L’unité antifasciste ouvrière qui suit le 6 février 1934

L’Humanité publia le document de l’Internationale Communiste au sujet de Jacques Doriot en soulignant la présence au Comité Exécutif de Dimitrov, grande figure antifasciste voire même principale antifasciste.

Et la publication se produisit au moment où le Parti Communiste mobilisa, le 20 mai 1934, 30 000 personnes contre le fascisme à Vincennes, alors que se tenait un congrès national antifasciste, prolongement de la fusion en juin 1933 des mouvements anti-guerres d’Amsterdam et du mouvement antifasciste de Pleyel, avec 3487 délégués (les deux-tiers étant mandatés par des structures parisiennes).

C’est là le succès qui va démarrer le processus du Front populaire, alors que le 27 mai 100 000 personnes se pressent à Paris au mur des Fédérés pour célébrer la Commune de 1871.

En effet, la capacité du Parti Communiste Français à mettre en place une telle initiative antifasciste va imposer un rythme unitaire. Sur le plan de l’antifascisme, le Parti Communiste Français est à la fois légitime et concret sur le terrain. Il n’a pas été le porteur de la vague du 12 février, qui revient aux socialistes et à la CGT, mais en amont c’est lui qui a été le plus affirmatif à ce niveau.

Pour cette raison, l’unité organique antifasciste devient toujours plus incontournable. En octobre 1934, le mouvement Pleyel-Amsterdam parvient ainsi à s’entendre avec le Centre de Liaison des Forces Antifascistes mis en place par la fédération de la Seine du Parti socialiste SFIO, dominée par l’aile gauche.

Cela aboutit à un Comité Central d’Unité d’Action Antifasciste, qui se voit rejoint en novembre 1934 par le Comité de vigilance des intellectuels antifascistes, une structure fondée en mars 1934 par des intellectuels et scientifiques (avec notamment l’ethnologue Paul Rivet qui est socialiste, le philosophe écrivain Alain qui radical, le physicien Paul Langevin qui est proche du Parti Communiste, Victor Basch qui est président de la Ligue des droits de l’homme, l’écrivain surréaliste André Breton, le philosophe Georges Canguilhem, l’écrivain André Malraux).

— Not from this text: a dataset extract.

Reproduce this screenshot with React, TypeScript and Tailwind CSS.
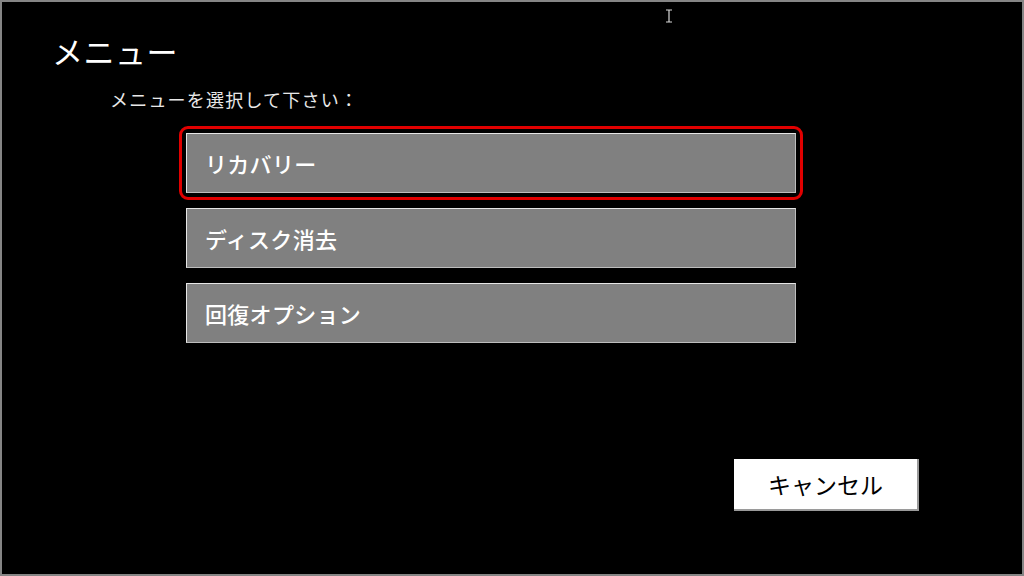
import React from 'react'

const jp = { fontFamily: '"Noto Sans CJK JP", "Noto Sans", sans-serif' }

const items = ['リカバリー', 'ディスク消去', '回復オプション']

function MenuButton({ label }: { label: string }) {
  return (
    <button
      className="flex h-[60px] w-full items-center border border-t-[#e6e6e6] border-l-[#e6e6e6] border-r-[#bdbdbd] border-b-[#bdbdbd] bg-[#808080] pl-[18px] text-left text-[22px] font-medium tracking-[0.3px] text-white"
      style={jp}
    >
      {label}
    </button>
  )
}

export default function App() {
  return (
    <div className="relative h-[576px] w-[1024px] overflow-hidden border-2 border-[#858585] bg-black" style={jp}>
      <div className="pl-[50px] pt-[31px] text-[31px] leading-[36px] tracking-[0.5px] text-white">メニュー</div>
      <div className="mt-[18px] pl-[108px] text-[18px] leading-[24px] tracking-[1.2px] text-[#e8e8e8]">メニューを選択して下さい：</div>

      <div className="ml-[184px] mt-[22px] flex w-[610px] flex-col gap-[15px]">
        <div className="-mx-[7px] -my-[7px] rounded-[9px] border-[3px] border-[#e10000] p-[4px]">
          <MenuButton label={items[0]} />
        </div>
        <MenuButton label={items[1]} />
        <MenuButton label={items[2]} />
      </div>

      <div className="mt-[116px] flex justify-end pr-[103px]">
        <button className="h-[52px] w-[185px] border-b-2 border-r-2 border-[#9a9a9a] bg-white text-[23px] text-black" style={jp}>
          キャンセル
        </button>
      </div>

      {/* mouse cursor */}
      <svg className="absolute left-[662px] top-[7px]" width="10" height="14" viewBox="0 0 10 14">
        <path d="M2 1h6M2 13h6M5 1v12" stroke="#d8d8d8" strokeWidth="1.2" fill="none" />
      </svg>
    </div>
  )
}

Il y a également, le même mois, l’adhésion du petit Parti radical-socialiste Camille Pelletan, scission de gauche des radicaux au congrès de mai 1934, puis les républicains-radicaux et radicaux-socialistes de la Seine, et enfin la Ligue des Droits de l’Homme (qui compte 180 000 adhérents) en janvier 1935.

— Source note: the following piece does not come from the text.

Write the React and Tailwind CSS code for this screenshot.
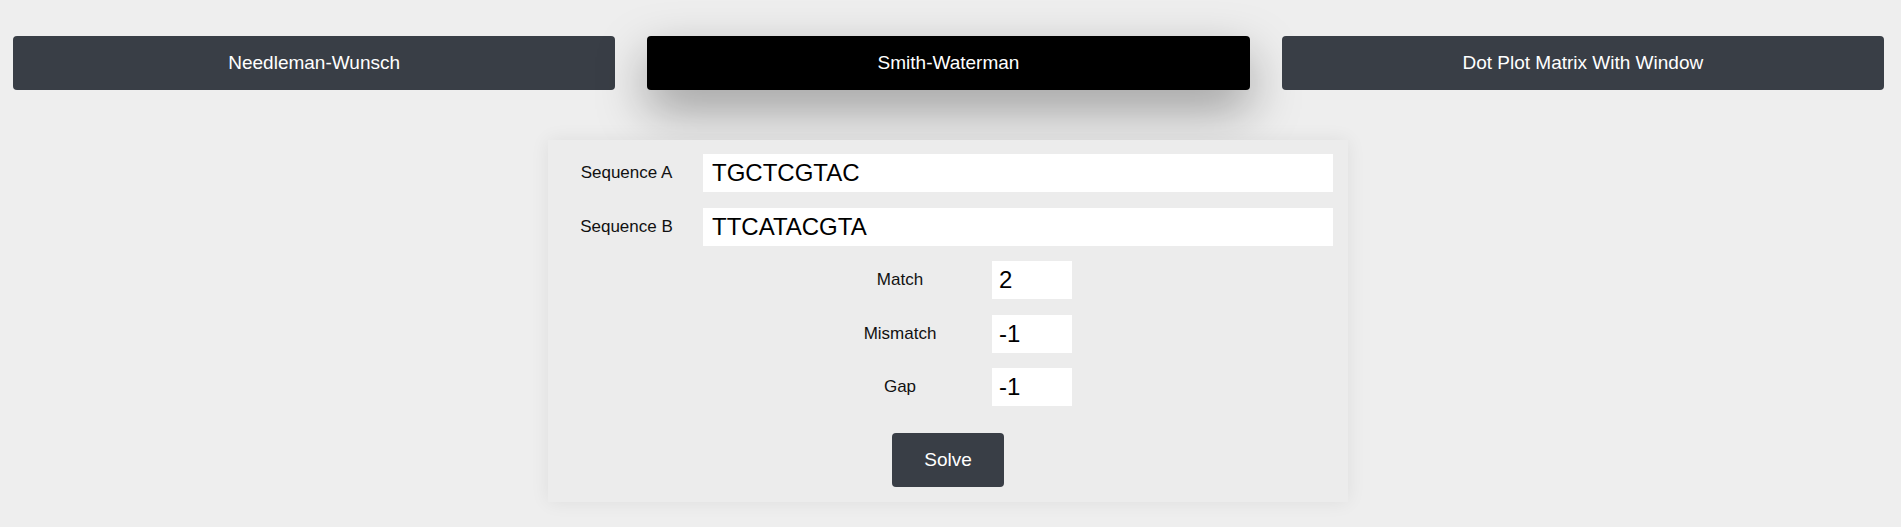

On a là la dynamique même du Front populaire. Le succès du congrès national antifasciste de mai 1934 joue donc un rôle capital et on peut dire que si le Parti Communiste Français n’a pas bien géré la séquence des 6 et 12 février 1934, heureusement il y avait le mouvement d’Amsterdam-Pleyel pour l’ancrer dans la réalité politique et l’arracher à sa démarche de type Parti politique du syndicalisme révolutionnaire.

Il faut souligner ici également que les provocations fascistes et le soutien de la police à celle-ci ont également grandement joué. De février à mai 1934, les affrontements ouvriers avec les policiers protégeant les initiatives fascistes sont très nombreux en France, et particulièrement violents, faisant 18 morts du côté ouvrier.

De plus, les provocateurs fascistes sont toujours plus munis d’armes, leur militarisation se faisant alors de manière systématique, les Croix-de-Feu possédant littéralement une petite armée.

François de La Rocque, le fondateur du mouvement des Croix-de-Feu qui deviendra le Parti Social Français

Qui plus est, le gouvernement forme un bloc réactionnaire unifié. L’instabilité politique suite au 6 février 1934 a amené la constitution dès le 9 février d’un gouvernement sous l’égide de Gaston Doumergue, avec un parlement court-circuité.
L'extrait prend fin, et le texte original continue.